> [SUPPLIED MATERIAL]
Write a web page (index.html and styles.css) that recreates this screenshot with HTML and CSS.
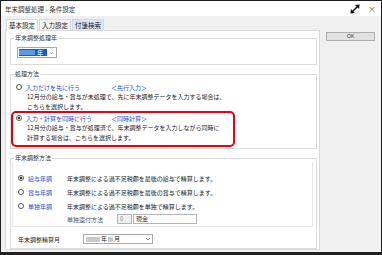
FILE: index.html
```html
<!DOCTYPE html>
<html>
	<head>
		<meta charset="UTF-8">
		<title>年末調整処理 - 条件設定</title>
		<link rel="stylesheet" href="styles.css">
	</head>
	<body>
		<div class="window">
			<div class="titlebar">
				<span class="title">年末調整処理 - 条件設定</span>
				<svg class="expand" viewBox="0 0 10 10">
					<line x1="2" y1="8" x2="8" y2="2" stroke="#111" stroke-width="1.4" />
					<polygon points="9.6,0.4 5,0.9 9.1,5" fill="#111" />
					<polygon points="0.4,9.6 5,9.1 0.9,5" fill="#111" />
				</svg>
				<span class="close">×</span>
			</div>
			<div class="content">
				<div class="main">
					<div class="tabs">
						<div class="tab active">基本設定</div>
						<div class="tab">入力設定</div>
						<div class="tab search">付箋検索</div>
					</div>
					<div class="panel">
						<fieldset class="group g-year">
							<legend>年末調整処理年</legend>
							<div class="select year-select">
								<span class="sel-value"><span class="mask blue"></span>年</span>
								<svg class="chev" viewBox="0 0 6 4"><polyline points="1,1 3,3 5,1" fill="none" stroke="#555" stroke-width="0.7" /></svg>
							</div>
						</fieldset>

						<fieldset class="group g-mode">
							<legend>処理方法</legend>
							<div class="option">
								<div class="opt-head">
									<span class="radio"></span>
									<span class="opt-name">入力だけを先に行う</span>
									<span class="opt-tag">＜先行入力＞</span>
								</div>
								<p class="opt-desc">12月分の給与・賞与が未処理で、先に年末調整データを入力する場合は、<br>こちらを選択します。</p>
							</div>
							<div class="option highlight">
								<div class="opt-head">
									<span class="radio checked"></span>
									<span class="opt-name">入力・計算を同時に行う</span>
									<span class="opt-tag">＜同時計算＞</span>
								</div>
								<p class="opt-desc">12月分の給与・賞与が処理済で、年末調整データを入力しながら同時に<br>計算する場合は、こちらを選択します。</p>
							</div>
						</fieldset>

						<fieldset class="group g-method">
							<legend>年末調整方法</legend>
							<div class="method-box">
								<div class="m-row">
									<span class="m-name"><span class="radio checked"></span>給与年調</span>
									<span>年末調整による過不足税額を最後の給与で精算します。</span>
								</div>
								<div class="m-row">
									<span class="m-name"><span class="radio"></span>賞与年調</span>
									<span>年末調整による過不足税額を最後の賞与で精算します。</span>
								</div>
								<div class="m-row">
									<span class="m-name"><span class="radio"></span>単独年調</span>
									<span>年末調整による過不足税額を単独で精算します。</span>
								</div>
								<div class="m-row">
									<span class="m-name"></span>
									<span class="sub-label">単独還付方法</span>
									<span class="input code">0</span>
									<span class="input cash">現金</span>
								</div>
							</div>
							<div class="month-row">
								<span class="month-label">年末調整精算月</span>
								<div class="select month-select">
									<span class="sel-text"><span class="mask w14"></span>年<span class="mask w5"></span>月</span>
									<svg class="chev" viewBox="0 0 6 4"><polyline points="1,1 3,3 5,1" fill="none" stroke="#555" stroke-width="0.7" /></svg>
								</div>
							</div>
						</fieldset>
					</div>
				</div>
				<div class="side">
					<button class="ok">OK</button>
				</div>
			</div>
		</div>
	</body>
</html>
```
FILE: styles.css
```css
* {
	box-sizing: border-box;
}

body {
	margin: 0;
	font-family: "Noto Sans CJK JP", "Noto Sans", sans-serif;
	font-size: 6px;
	color: #222;
}

.window {
	width: 382px;
	height: 255px;
	border: 1px solid #202020;
	border-bottom-width: 3px;
	background: #f0f0f0;
	display: flex;
	flex-direction: column;
}

.titlebar {
	height: 15px;
	background: #fff;
	display: flex;
	align-items: center;
	padding: 0 5px 0 4px;
}

.title {
	flex: 1;
	font-size: 6.5px;
	color: #333;
}

.expand {
	width: 10px;
	height: 10px;
	margin-right: 8px;
}

.close {
	font-size: 8px;
	color: #666;
	line-height: 8px;
}

.content {
	flex: 1;
	display: flex;
	padding: 3px 0 0 4px;
}

.main {
	width: 316px;
	display: flex;
	flex-direction: column;
}

.tabs {
	display: flex;
	height: 11px;
	padding-left: 1px;
}

.tab {
	font-size: 6.5px;
	line-height: 10px;
	padding: 0 2px;
	border: 1px solid #d9d9d9;
	border-bottom: none;
	background: #f3f3f3;
	margin-right: 1px;
}

.tab.active {
	background: #fff;
	height: 12px;
	position: relative;
	z-index: 1;
}

.tab.search {
	background: #dbe7f5;
}

.panel {
	flex: 1;
	background: #fff;
	border: 1px solid #d9d9d9;
	margin-bottom: 2px;
	padding: 0 2px 0 4px;
}

.group {
	margin: 0;
	border: 1px solid #dcdcdc;
	padding: 0 3px;
	min-width: 0;
}

.group legend {
	padding: 0 1px;
	line-height: 8px;
	color: #333;
}

.g-year {
	margin-top: 3px;
	padding-top: 5px;
	padding-bottom: 6px;
}

.select {
	display: flex;
	align-items: center;
	border: 1px solid #a8a8a8;
	background: #fff;
	height: 11px;
}

.year-select {
	width: 40px;
	margin-left: 3px;
	padding: 1px;
}

.sel-value {
	flex: 1;
	height: 100%;
	background: #0a64d0;
	color: #fff;
	display: flex;
	align-items: center;
	justify-content: flex-end;
	padding-right: 4px;
	line-height: 7px;
}

.mask {
	display: inline-block;
	height: 5px;
	width: 14px;
	background: #c9c9c9;
	margin-right: 1px;
}

.mask.blue {
	background: #5a9ae0;
	width: 16px;
	margin-right: 2px;
}

.mask.w14 {
	width: 14px;
	margin-left: 2px;
}

.mask.w5 {
	width: 5px;
	margin-left: 1px;
}

.chev {
	width: 6px;
	height: 4px;
	margin: 0 1px 0 2px;
}

.g-mode {
	margin-top: 5px;
	padding-top: 4px;
	padding-bottom: 1px;
}

.option {
	padding-left: 2px;
}

.opt-head {
	display: flex;
	align-items: center;
	height: 10px;
}

.radio {
	display: inline-block;
	width: 6px;
	height: 6px;
	border: 1px solid #555;
	border-radius: 50%;
	background: #fff;
	margin-right: 4px;
	flex-shrink: 0;
}

.radio.checked {
	background: radial-gradient(circle, #333 0 1.3px, #fff 1.6px);
}

.opt-name {
	width: 85px;
	color: #1f4fc8;
}

.opt-tag {
	color: #1f4fc8;
}

.opt-desc {
	margin: 0;
	padding-left: 11px;
	line-height: 10px;
}

.option.highlight {
	margin: -1px 0 0 -3px;
	width: 224px;
	border: 2px solid #e60012;
	border-radius: 5px;
	padding: 0 0 2px 3px;
}

.g-method {
	margin-top: 5px;
	padding-bottom: 4px;
}

.method-box {
	margin-left: -2px;
	border: 1px solid #e6e6e6;
	border-top: none;
	padding: 11px 0 2px 5px;
	display: flex;
	flex-direction: column;
	gap: 4px;
}

.m-row {
	display: flex;
	align-items: center;
	height: 10px;
}

.m-row:last-child {
	margin-top: -1px;
}

.m-name {
	width: 49px;
	display: flex;
	align-items: center;
	color: #1f4fc8;
}

.sub-label {
	width: 50px;
	color: #555;
}

.input {
	height: 10px;
	border: 1px solid #b4b4b4;
	line-height: 8px;
	padding-left: 2px;
}

.input.code {
	width: 15px;
	background: #f0f0f0;
	color: #888;
	margin-right: 1px;
}

.input.cash {
	width: 64px;
	color: #333;
}

.month-row {
	display: flex;
	align-items: center;
	margin-top: 7px;
	padding-left: 4px;
}

.month-label {
	width: 65px;
}

.month-select {
	width: 70px;
	height: 10px;
	justify-content: space-between;
}

.sel-text {
	display: flex;
	align-items: center;
	line-height: 8px;
}

.side {
	width: 61px;
	padding: 12px 0 0 6px;
}

.ok {
	width: 49px;
	height: 9px;
	padding: 0;
	border: 1px solid #adadad;
	background: #e1e1e1;
	font-family: "Liberation Sans", sans-serif;
	font-size: 5px;
	line-height: 7px;
	color: #333;
}
```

> [SHORT TASK]
Filter out every line that lacks the word "styles", and copy the rest.

> [OUTPUT BELOW]
Write a web page (index.html and styles.css) that recreates this screenshot with HTML and CSS.
		<link rel="stylesheet" href="styles.css">
FILE: styles.css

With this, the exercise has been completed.